At the 2006 party convention where he was selected leader, Dion in his speech ridiculed the new “very right-wing” Conservative government for modelling Canadian foreign policy on that of the United States.
“Today we have… a prime minister who is mirroring the style of his hero to the point that [then-] president [George W.] Bush should be getting royalties from Mr. Harper’s speeches.”
He had been critical of former prime minister Stephen Harper’s support of Israel during its conflict with Hezbollah that summer, calling for a more even-handed approach and an immediate ceasefire.
During that war, Dion wrote in a Globe and Mail article: “When one believes a friend to be mistaken, one should say so,” and he suggested that the Lebanese civilian casualties and “breadth of destruction” may increase support for Hezbollah and weaken the Lebanese state without strengthening Israel’s security.
Dion stood by those opinions in a conference call with the Canadian Jewish Political Affairs Committee. He also said Canada should send humanitarian aid to the Palestinian Authority (PA), then ruled by Hamas, through “third parties.”
Dion had two prominent Jewish community backers in his leadership bid – businessman Stephen Bronfman and former MP and ambassador to Israel David Berger, but few grassroots Jewish delegates supported him.
Jews have appreciated Dion, father of the Clarity Act, for his strong defence of national unity over the years.
However, less than a year into his leadership, Dion was in hot water with the Jewish community for handpicking Jocelyn Coulon, an academic and commentator critical of Israel and the United States, as the Liberal candidate in the Outremont byelection.
Canadian Jewish Congress (CJC) and B’nai Brith Canada were dismayed by Coulon’s view that the international community should talk to Hamas. He retracted that position after a meeting with community leaders.
Dion had personally chosen Coulon, a UdeM professor, to play a role in moving Canada’s foreign policy away from “the current Conservative government’s Republican-style approach.”

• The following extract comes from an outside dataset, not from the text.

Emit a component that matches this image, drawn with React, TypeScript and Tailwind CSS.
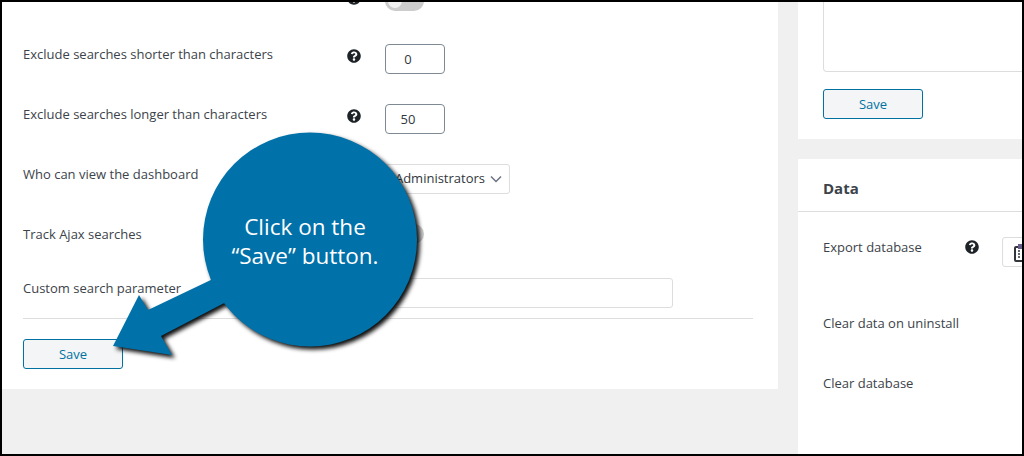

In the end it did not help: Coulon lost the Liberal stronghold to Thomas Mulcair, only the second New Democrat MP ever elected in Quebec.
As Liberal leader, Dion reiterated his belief that Canada should restore aid and normal relations with the PA after the dissolution of its Hamas-led government and ascendancy of President Mahmoud Abbas. He was also opposed to extending the Canadian combat mission in Afghanistan beyond what was then a February 2009 limit.
He continued to contend that the Harper government’s foreign policy was in step with the Bush administration, which had hurt Canada’s reputation on the international stage.
“Canada, despite its long legacy of mediation and expertise in the Middle East, has not even been invited to the table [of a new round of peace talks]… Because what can Canada bring to the table if at present our foreign policy is a carbon copy-in-the-making of American foreign policy?” he said at fundraising dinner for the National Council on Canada-Arab Relations.
Reiterating his party’s support for a two-state solution, he said the Liberals “urge all parties in the region to respect international humanitarian law and avoid at all costs the targeting of innocent civilians and civilian infrastructure.”
On the other hand, in 2005, Dion, as minister responsible for Parks Canada, oversaw the recognition of the 1919 founding of CJC as an event of national historic significance.
And although it was implemented by the Harper government, Dion is credited with proposing increased subsidies to enhance the security of religious and other community institutions at risk, which was motivated by the UTT attack.
As party leader, he attended the big Israeli independence day rallies in downtown Montreal.
In 2007, Dion accused then-Iranian president Mahmoud Ahmadinejad of “inciting another Holocaust” and said the defence of Israel should be the concern of all democracies. “Any threat to Israel’s right to exist is an attack on the values of every democracy. Israel’s struggle for peace and security is our struggle.”
Likewise, combating anti-Semitism should be the concern of all people, he said.
Under Dion, the Liberals voted against the Conservative government’s beefing up provisions of the Anti-Terrorism Act, introduced after 9/11. The party’s human rights critic, Mount Royal MP Irwin Cotler, however, abstained from the House of Commons vote, saying he favoured the motion, but did not think it provided adequate safeguards against abuse of power.
Despite this break with party ranks, Cotler insisted he and Dion, as former fellow academics, remained good friends.
It was Dion who created the new position of human rights for Cotler within his shadow cabinet. The two collaborated on such issues as combatting the slaughter of innocents in the Darfur region of Sudan.
In more recent years, Cotler and Dion found themselves allies in fending off Conservative accusations made in flyers distributed in areas with significant Jewish residents in 2009 and later during the 2011 federal election.
The Conservatives insinuated that the Liberals were ready to deal with Hamas and were complicit in such anti-Semitic forums as the 2001 UN World Conference Against Racism in Durban, South Africa.
The flyer charged that Dion “personally demanded that Canada increase funding to the Hamas-led [Palestinian Authority.]”
Dion rose in the House of Commons to defend his leadership, stating, “The Liberal Party never supported that funds would be sent to the Hamas-led [Palestinian] government. What we were asking was whether the funds would reach the people of Palestine. This point of view was the point of view of the government of Israel at the time.”
Cotler, who castigated the flyer as false and malicious, said it libelled Dion and he demanded an apology – which the Tories never made.